Plan to park on Washington Park soccer field draws questions
Arlington Heights neighbors want studies and community outreach first

The last temporary parking lot in Washington Park proved harder to remove than a Supreme Court justice. That’s one of the reasons neighbors of the park are leery of turning the park’s soccer field into an overflow parking lot this summer.
Explore Washington Park, a nonprofit serving the transportation needs of the Oregon Zoo, Portland Japanese Garden and other park attractions, wants to allow cars on the field for two weekends in July and August.
EWP interim Executive Director Mara Gross told Arlington Heights Neighborhood Association board members this month that she intends to seek a Non-Park Use Permit from Portland Parks & Recreation. Beyond that, few details are known.
Neighborhood representatives are troubled by the short notice, the lack of community outreach and the uncertainty as to how PP&R will evaluate the application.
“How come no one’s doing a [traffic] circulation study, an environmental impact study and an engineering study?” AHNA board member Jay Shoemaker asked. “Why would you embark on this if you don’t even know how much it’s going to cost you to fix the field once you’re done? You don’t even know if you have those funds.”
Gross referred to earlier planning studies EWP has used to guide transportation planning, but offered no research to justify the parking plan, what she calls a pilot project.
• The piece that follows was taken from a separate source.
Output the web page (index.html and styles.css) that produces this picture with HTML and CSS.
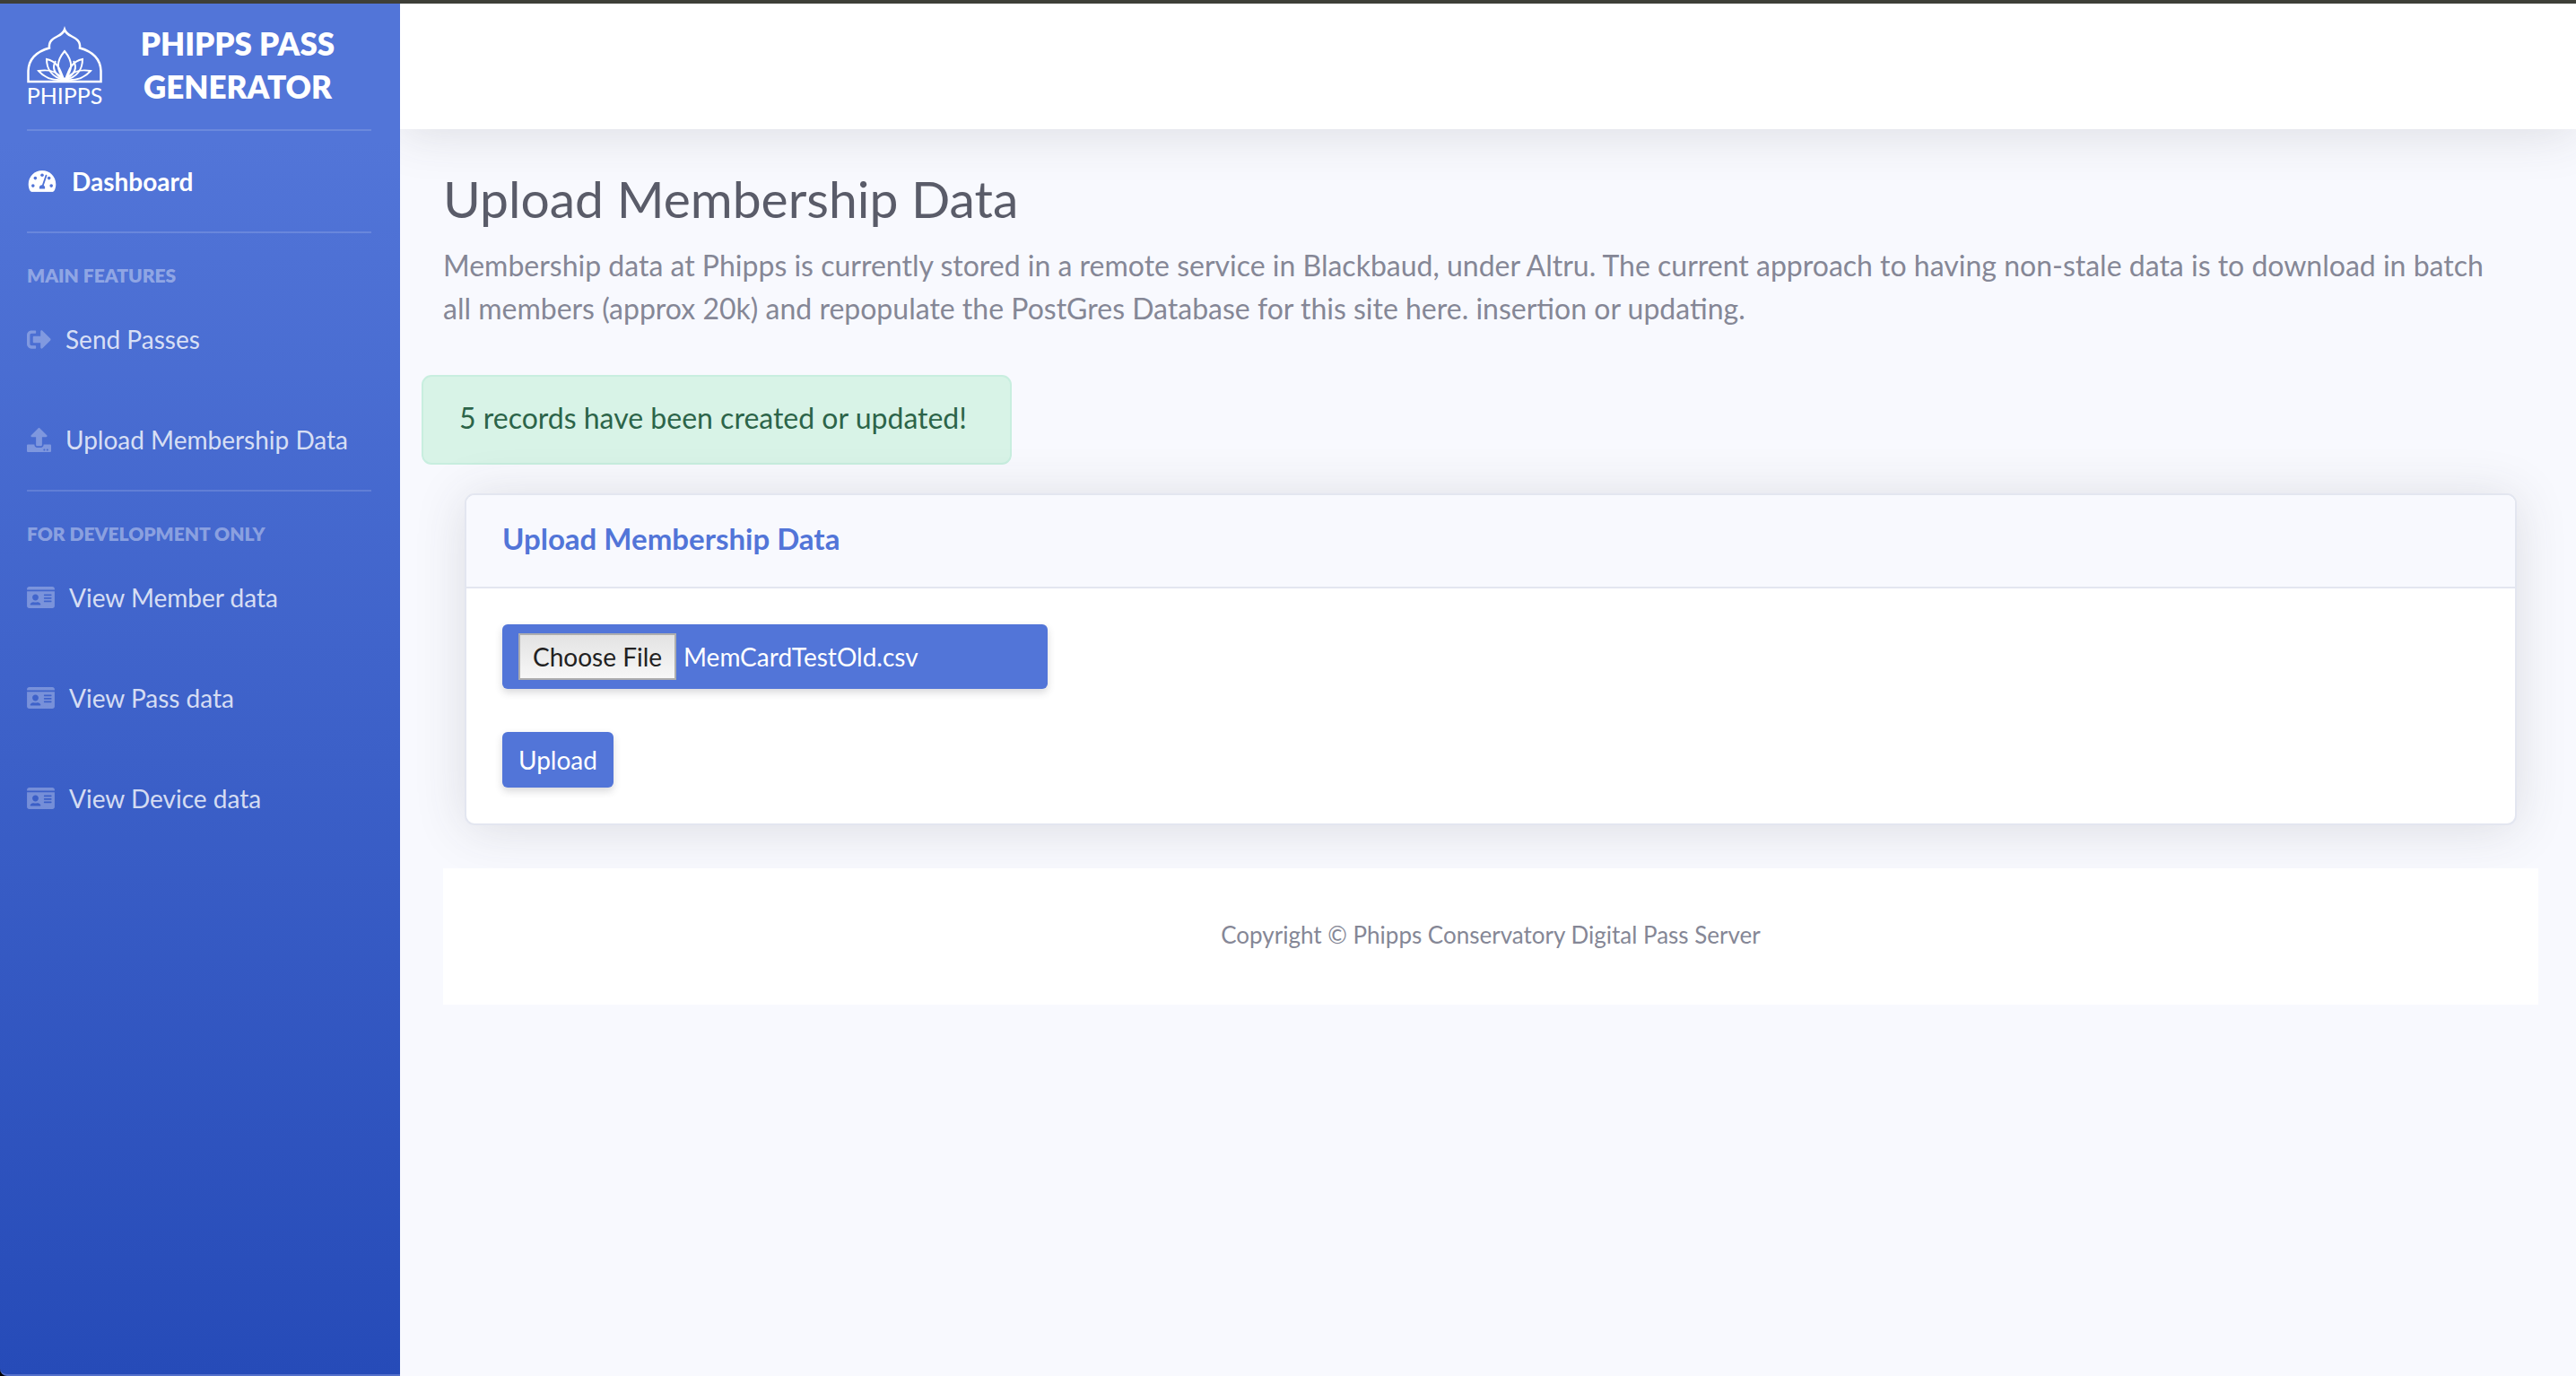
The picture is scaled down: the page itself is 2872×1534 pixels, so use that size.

“Since they were, very opaque about when they would actually be submitting, I think we need to assume it’s going to be submitted quickly,” AHNA President Darcy Wheeles said after Gross left the meeting.
Arlington Heights neighbors remember the “temporary” 129-space parking lot opened during construction of the MAX station that remains in use 28 years after the station was completed. Neighbors took the case to the Oregon Land Use Board of Appeals, which ruled that the city had not justified the need for the auxiliary lot. In 2012, the city approved a conditional use permit for a 116-space accessory parking area known as the West Lot.




They should just call themselves Explore Washington Park By Car. Pave paradise put up a parking lot.
I am a relatively new resident of this area. I value the timely news I receive from the NW Examiner. This story is disturbing. After reading the mission statement for EWP, I am struck by the obvious conflict that a parking lot creates. We, the Public, deserve time to assess a major change such as a paved parking lot. The idea smells "fishy". Could it be another attempt to generate revenue? Are these directors elitists? Why should the terms of their responsibilities seem opaque?